§ **Material provided**
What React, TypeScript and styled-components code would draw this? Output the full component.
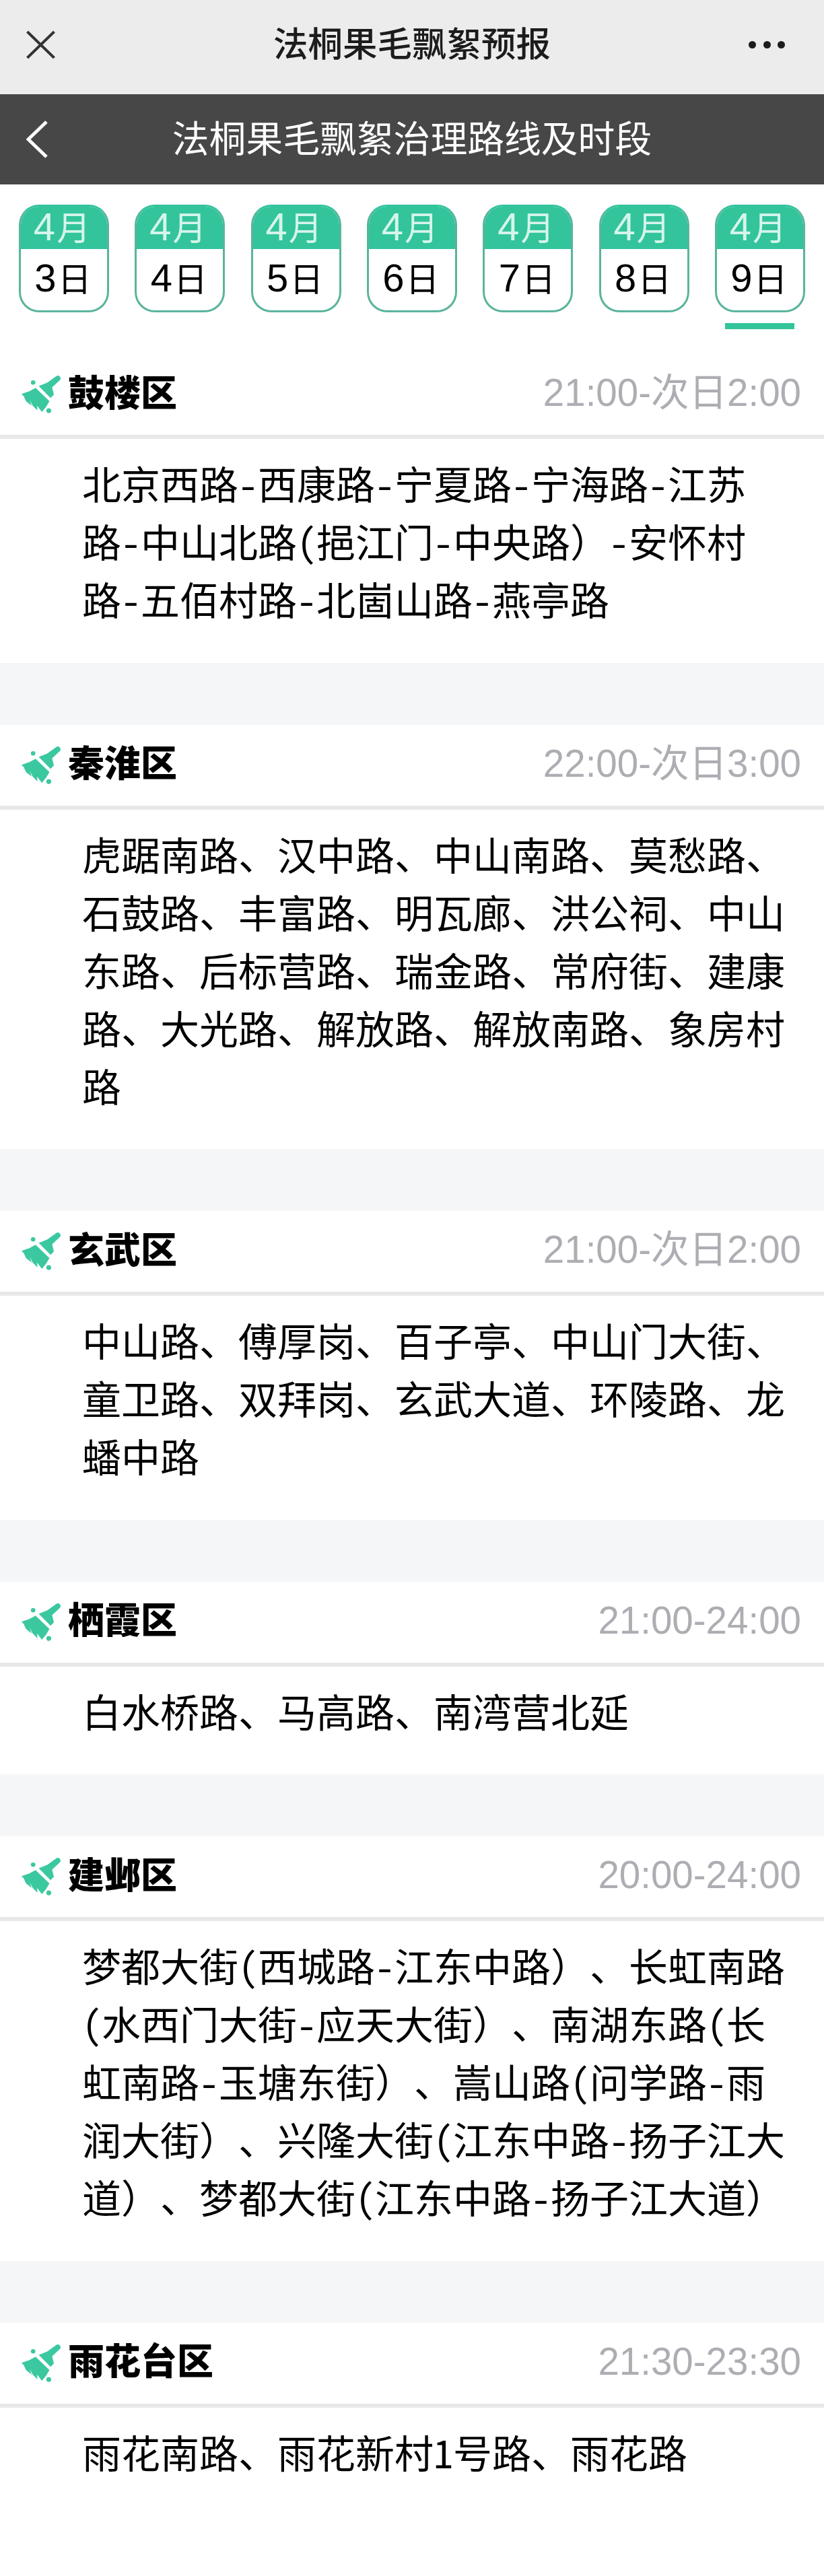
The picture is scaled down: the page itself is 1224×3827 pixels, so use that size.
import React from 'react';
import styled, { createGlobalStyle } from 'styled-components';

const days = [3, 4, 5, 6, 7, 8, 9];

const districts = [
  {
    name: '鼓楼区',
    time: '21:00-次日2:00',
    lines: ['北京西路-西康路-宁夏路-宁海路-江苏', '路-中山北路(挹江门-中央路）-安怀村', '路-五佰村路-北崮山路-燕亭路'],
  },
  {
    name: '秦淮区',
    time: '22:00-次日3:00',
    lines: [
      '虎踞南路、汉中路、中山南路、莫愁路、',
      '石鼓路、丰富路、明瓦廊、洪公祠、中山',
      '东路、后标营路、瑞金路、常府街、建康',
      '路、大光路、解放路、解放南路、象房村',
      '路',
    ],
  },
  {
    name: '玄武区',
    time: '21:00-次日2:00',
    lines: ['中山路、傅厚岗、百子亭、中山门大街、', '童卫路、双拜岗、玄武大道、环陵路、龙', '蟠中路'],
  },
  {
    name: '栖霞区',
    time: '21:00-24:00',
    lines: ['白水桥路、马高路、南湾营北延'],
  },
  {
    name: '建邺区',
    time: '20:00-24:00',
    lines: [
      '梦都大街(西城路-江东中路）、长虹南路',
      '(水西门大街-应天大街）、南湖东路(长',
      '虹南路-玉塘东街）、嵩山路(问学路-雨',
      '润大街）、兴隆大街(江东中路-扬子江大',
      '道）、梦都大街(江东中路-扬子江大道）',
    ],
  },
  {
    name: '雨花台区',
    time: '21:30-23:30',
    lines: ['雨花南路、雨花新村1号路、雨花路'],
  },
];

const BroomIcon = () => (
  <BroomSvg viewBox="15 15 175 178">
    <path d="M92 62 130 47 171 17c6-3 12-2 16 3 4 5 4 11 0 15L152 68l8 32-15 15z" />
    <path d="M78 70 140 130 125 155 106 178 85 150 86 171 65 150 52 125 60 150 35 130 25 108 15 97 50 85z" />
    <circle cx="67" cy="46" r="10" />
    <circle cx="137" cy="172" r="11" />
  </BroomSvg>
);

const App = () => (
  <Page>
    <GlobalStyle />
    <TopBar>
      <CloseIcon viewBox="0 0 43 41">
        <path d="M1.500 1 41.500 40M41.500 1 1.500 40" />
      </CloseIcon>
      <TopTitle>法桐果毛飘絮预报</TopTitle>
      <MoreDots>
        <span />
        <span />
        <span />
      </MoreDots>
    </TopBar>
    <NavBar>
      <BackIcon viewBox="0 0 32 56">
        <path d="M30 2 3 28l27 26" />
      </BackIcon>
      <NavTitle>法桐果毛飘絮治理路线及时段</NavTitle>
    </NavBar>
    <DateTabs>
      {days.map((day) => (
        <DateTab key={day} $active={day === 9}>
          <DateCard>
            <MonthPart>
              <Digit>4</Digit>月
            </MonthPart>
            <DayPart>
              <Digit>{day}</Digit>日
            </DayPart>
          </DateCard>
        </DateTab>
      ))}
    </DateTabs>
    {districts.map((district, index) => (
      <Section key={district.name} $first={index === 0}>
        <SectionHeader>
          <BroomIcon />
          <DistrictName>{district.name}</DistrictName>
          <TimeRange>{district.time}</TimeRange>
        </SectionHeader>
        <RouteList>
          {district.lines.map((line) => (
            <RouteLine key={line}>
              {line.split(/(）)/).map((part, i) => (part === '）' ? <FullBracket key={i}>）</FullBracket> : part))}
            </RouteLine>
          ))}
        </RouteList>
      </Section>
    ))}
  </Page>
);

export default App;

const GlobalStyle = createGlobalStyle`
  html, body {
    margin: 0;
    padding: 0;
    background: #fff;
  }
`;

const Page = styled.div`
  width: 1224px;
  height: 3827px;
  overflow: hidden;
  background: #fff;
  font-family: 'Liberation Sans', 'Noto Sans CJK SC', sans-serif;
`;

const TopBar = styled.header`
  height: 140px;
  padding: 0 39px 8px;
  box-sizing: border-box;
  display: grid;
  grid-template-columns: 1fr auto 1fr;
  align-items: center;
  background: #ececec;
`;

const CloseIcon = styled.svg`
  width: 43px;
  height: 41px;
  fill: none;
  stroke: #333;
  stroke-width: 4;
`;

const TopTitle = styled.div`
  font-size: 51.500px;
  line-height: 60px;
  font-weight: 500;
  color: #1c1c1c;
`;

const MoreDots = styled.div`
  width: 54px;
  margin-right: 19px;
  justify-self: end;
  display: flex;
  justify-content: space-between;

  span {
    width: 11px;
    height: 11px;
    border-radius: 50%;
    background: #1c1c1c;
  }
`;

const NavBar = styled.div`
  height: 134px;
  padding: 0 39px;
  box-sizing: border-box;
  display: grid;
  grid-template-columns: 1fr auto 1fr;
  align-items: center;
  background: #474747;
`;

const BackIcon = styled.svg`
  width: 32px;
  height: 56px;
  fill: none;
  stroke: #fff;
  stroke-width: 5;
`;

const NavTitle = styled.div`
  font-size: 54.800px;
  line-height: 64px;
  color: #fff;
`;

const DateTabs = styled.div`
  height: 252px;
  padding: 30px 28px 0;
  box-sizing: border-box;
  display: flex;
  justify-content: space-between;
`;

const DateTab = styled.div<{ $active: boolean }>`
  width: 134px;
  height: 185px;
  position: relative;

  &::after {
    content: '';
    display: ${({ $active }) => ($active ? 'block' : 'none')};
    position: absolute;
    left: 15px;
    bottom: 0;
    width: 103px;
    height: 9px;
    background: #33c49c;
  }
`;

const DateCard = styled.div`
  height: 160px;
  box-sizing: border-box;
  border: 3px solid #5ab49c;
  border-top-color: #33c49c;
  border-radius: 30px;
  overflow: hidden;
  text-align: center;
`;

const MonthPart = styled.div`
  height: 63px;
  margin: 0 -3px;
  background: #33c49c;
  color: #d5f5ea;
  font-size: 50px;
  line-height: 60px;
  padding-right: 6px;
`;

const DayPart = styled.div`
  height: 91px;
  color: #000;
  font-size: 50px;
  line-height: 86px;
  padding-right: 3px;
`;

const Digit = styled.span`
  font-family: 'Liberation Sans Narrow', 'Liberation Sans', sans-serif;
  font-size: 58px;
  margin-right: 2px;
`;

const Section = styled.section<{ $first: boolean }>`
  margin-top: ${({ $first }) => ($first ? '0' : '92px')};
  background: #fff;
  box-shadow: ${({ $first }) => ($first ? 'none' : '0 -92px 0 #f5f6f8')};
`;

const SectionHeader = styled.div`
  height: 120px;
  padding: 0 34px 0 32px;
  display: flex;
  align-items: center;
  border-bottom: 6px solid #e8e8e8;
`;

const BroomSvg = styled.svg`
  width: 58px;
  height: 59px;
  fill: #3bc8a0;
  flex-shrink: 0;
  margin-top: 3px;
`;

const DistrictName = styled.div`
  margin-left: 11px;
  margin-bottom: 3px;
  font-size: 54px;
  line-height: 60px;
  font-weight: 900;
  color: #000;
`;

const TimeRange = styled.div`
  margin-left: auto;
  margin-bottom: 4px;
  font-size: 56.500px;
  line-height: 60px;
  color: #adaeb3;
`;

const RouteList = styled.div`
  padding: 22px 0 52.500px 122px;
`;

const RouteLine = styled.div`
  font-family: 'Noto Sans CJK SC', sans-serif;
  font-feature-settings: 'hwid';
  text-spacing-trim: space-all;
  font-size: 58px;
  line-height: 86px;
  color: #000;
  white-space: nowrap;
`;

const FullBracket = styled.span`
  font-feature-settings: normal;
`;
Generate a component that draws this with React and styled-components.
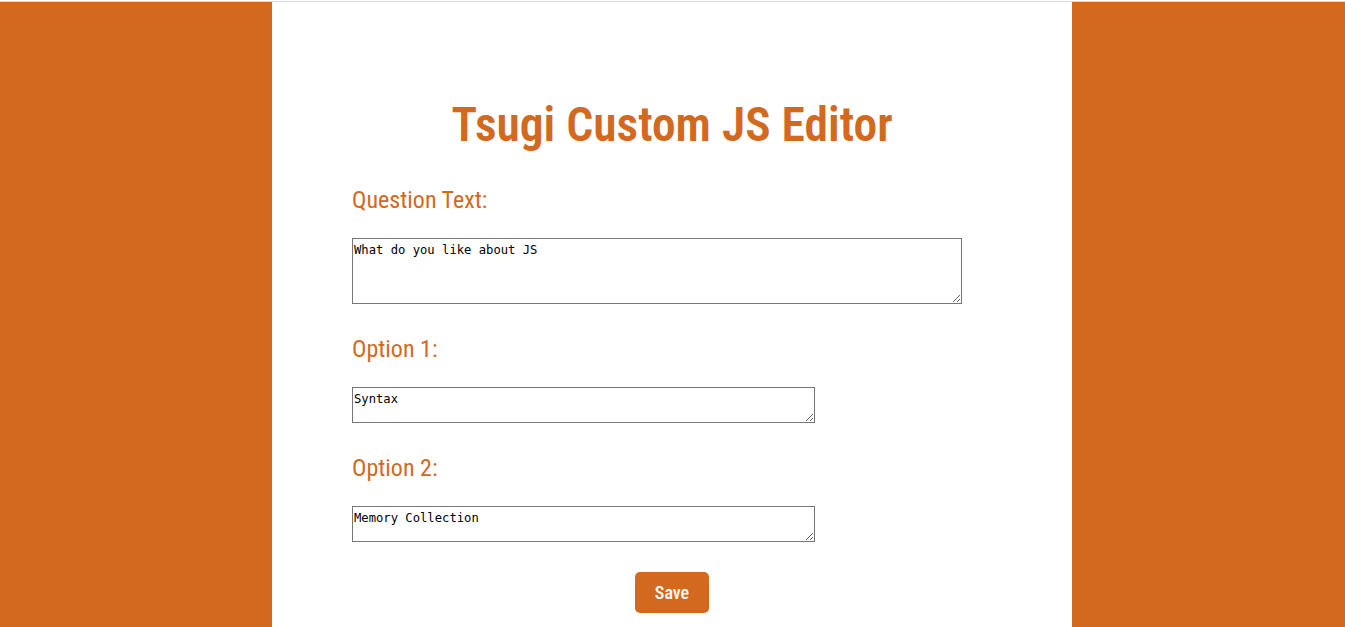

§ **Written request**
Return the listing above unchanged, apart from dropping its pictures.

§ **Response to this exercise**
What React, TypeScript and styled-components code would draw this? Output the full component.
The picture is scaled down: the page itself is 1224×3827 pixels, so use that size.
import React from 'react';
import styled, { createGlobalStyle } from 'styled-components';

const days = [3, 4, 5, 6, 7, 8, 9];

const districts = [
  {
    name: '鼓楼区',
    time: '21:00-次日2:00',
    lines: ['北京西路-西康路-宁夏路-宁海路-江苏', '路-中山北路(挹江门-中央路）-安怀村', '路-五佰村路-北崮山路-燕亭路'],
  },
  {
    name: '秦淮区',
    time: '22:00-次日3:00',
    lines: [
      '虎踞南路、汉中路、中山南路、莫愁路、',
      '石鼓路、丰富路、明瓦廊、洪公祠、中山',
      '东路、后标营路、瑞金路、常府街、建康',
      '路、大光路、解放路、解放南路、象房村',
      '路',
    ],
  },
  {
    name: '玄武区',
    time: '21:00-次日2:00',
    lines: ['中山路、傅厚岗、百子亭、中山门大街、', '童卫路、双拜岗、玄武大道、环陵路、龙', '蟠中路'],
  },
  {
    name: '栖霞区',
    time: '21:00-24:00',
    lines: ['白水桥路、马高路、南湾营北延'],
  },
  {
    name: '建邺区',
    time: '20:00-24:00',
    lines: [
      '梦都大街(西城路-江东中路）、长虹南路',
      '(水西门大街-应天大街）、南湖东路(长',
      '虹南路-玉塘东街）、嵩山路(问学路-雨',
      '润大街）、兴隆大街(江东中路-扬子江大',
      '道）、梦都大街(江东中路-扬子江大道）',
    ],
  },
  {
    name: '雨花台区',
    time: '21:30-23:30',
    lines: ['雨花南路、雨花新村1号路、雨花路'],
  },
];

const BroomIcon = () => (
  <BroomSvg viewBox="15 15 175 178">
    <path d="M92 62 130 47 171 17c6-3 12-2 16 3 4 5 4 11 0 15L152 68l8 32-15 15z" />
    <path d="M78 70 140 130 125 155 106 178 85 150 86 171 65 150 52 125 60 150 35 130 25 108 15 97 50 85z" />
    <circle cx="67" cy="46" r="10" />
    <circle cx="137" cy="172" r="11" />
  </BroomSvg>
);

const App = () => (
  <Page>
    <GlobalStyle />
    <TopBar>
      <CloseIcon viewBox="0 0 43 41">
        <path d="M1.500 1 41.500 40M41.500 1 1.500 40" />
      </CloseIcon>
      <TopTitle>法桐果毛飘絮预报</TopTitle>
      <MoreDots>
        <span />
        <span />
        <span />
      </MoreDots>
    </TopBar>
    <NavBar>
      <BackIcon viewBox="0 0 32 56">
        <path d="M30 2 3 28l27 26" />
      </BackIcon>
      <NavTitle>法桐果毛飘絮治理路线及时段</NavTitle>
    </NavBar>
    <DateTabs>
      {days.map((day) => (
        <DateTab key={day} $active={day === 9}>
          <DateCard>
            <MonthPart>
              <Digit>4</Digit>月
            </MonthPart>
            <DayPart>
              <Digit>{day}</Digit>日
            </DayPart>
          </DateCard>
        </DateTab>
      ))}
    </DateTabs>
    {districts.map((district, index) => (
      <Section key={district.name} $first={index === 0}>
        <SectionHeader>
          <BroomIcon />
          <DistrictName>{district.name}</DistrictName>
          <TimeRange>{district.time}</TimeRange>
        </SectionHeader>
        <RouteList>
          {district.lines.map((line) => (
            <RouteLine key={line}>
              {line.split(/(）)/).map((part, i) => (part === '）' ? <FullBracket key={i}>）</FullBracket> : part))}
            </RouteLine>
          ))}
        </RouteList>
      </Section>
    ))}
  </Page>
);

export default App;

const GlobalStyle = createGlobalStyle`
  html, body {
    margin: 0;
    padding: 0;
    background: #fff;
  }
`;

const Page = styled.div`
  width: 1224px;
  height: 3827px;
  overflow: hidden;
  background: #fff;
  font-family: 'Liberation Sans', 'Noto Sans CJK SC', sans-serif;
`;

const TopBar = styled.header`
  height: 140px;
  padding: 0 39px 8px;
  box-sizing: border-box;
  display: grid;
  grid-template-columns: 1fr auto 1fr;
  align-items: center;
  background: #ececec;
`;

const CloseIcon = styled.svg`
  width: 43px;
  height: 41px;
  fill: none;
  stroke: #333;
  stroke-width: 4;
`;

const TopTitle = styled.div`
  font-size: 51.500px;
  line-height: 60px;
  font-weight: 500;
  color: #1c1c1c;
`;

const MoreDots = styled.div`
  width: 54px;
  margin-right: 19px;
  justify-self: end;
  display: flex;
  justify-content: space-between;

  span {
    width: 11px;
    height: 11px;
    border-radius: 50%;
    background: #1c1c1c;
  }
`;

const NavBar = styled.div`
  height: 134px;
  padding: 0 39px;
  box-sizing: border-box;
  display: grid;
  grid-template-columns: 1fr auto 1fr;
  align-items: center;
  background: #474747;
`;

const BackIcon = styled.svg`
  width: 32px;
  height: 56px;
  fill: none;
  stroke: #fff;
  stroke-width: 5;
`;

const NavTitle = styled.div`
  font-size: 54.800px;
  line-height: 64px;
  color: #fff;
`;

const DateTabs = styled.div`
  height: 252px;
  padding: 30px 28px 0;
  box-sizing: border-box;
  display: flex;
  justify-content: space-between;
`;

const DateTab = styled.div<{ $active: boolean }>`
  width: 134px;
  height: 185px;
  position: relative;

  &::after {
    content: '';
    display: ${({ $active }) => ($active ? 'block' : 'none')};
    position: absolute;
    left: 15px;
    bottom: 0;
    width: 103px;
    height: 9px;
    background: #33c49c;
  }
`;

const DateCard = styled.div`
  height: 160px;
  box-sizing: border-box;
  border: 3px solid #5ab49c;
  border-top-color: #33c49c;
  border-radius: 30px;
  overflow: hidden;
  text-align: center;
`;

const MonthPart = styled.div`
  height: 63px;
  margin: 0 -3px;
  background: #33c49c;
  color: #d5f5ea;
  font-size: 50px;
  line-height: 60px;
  padding-right: 6px;
`;

const DayPart = styled.div`
  height: 91px;
  color: #000;
  font-size: 50px;
  line-height: 86px;
  padding-right: 3px;
`;

const Digit = styled.span`
  font-family: 'Liberation Sans Narrow', 'Liberation Sans', sans-serif;
  font-size: 58px;
  margin-right: 2px;
`;

const Section = styled.section<{ $first: boolean }>`
  margin-top: ${({ $first }) => ($first ? '0' : '92px')};
  background: #fff;
  box-shadow: ${({ $first }) => ($first ? 'none' : '0 -92px 0 #f5f6f8')};
`;

const SectionHeader = styled.div`
  height: 120px;
  padding: 0 34px 0 32px;
  display: flex;
  align-items: center;
  border-bottom: 6px solid #e8e8e8;
`;

const BroomSvg = styled.svg`
  width: 58px;
  height: 59px;
  fill: #3bc8a0;
  flex-shrink: 0;
  margin-top: 3px;
`;

const DistrictName = styled.div`
  margin-left: 11px;
  margin-bottom: 3px;
  font-size: 54px;
  line-height: 60px;
  font-weight: 900;
  color: #000;
`;

const TimeRange = styled.div`
  margin-left: auto;
  margin-bottom: 4px;
  font-size: 56.500px;
  line-height: 60px;
  color: #adaeb3;
`;

const RouteList = styled.div`
  padding: 22px 0 52.500px 122px;
`;

const RouteLine = styled.div`
  font-family: 'Noto Sans CJK SC', sans-serif;
  font-feature-settings: 'hwid';
  text-spacing-trim: space-all;
  font-size: 58px;
  line-height: 86px;
  color: #000;
  white-space: nowrap;
`;

const FullBracket = styled.span`
  font-feature-settings: normal;
`;
Generate a component that draws this with React and styled-components.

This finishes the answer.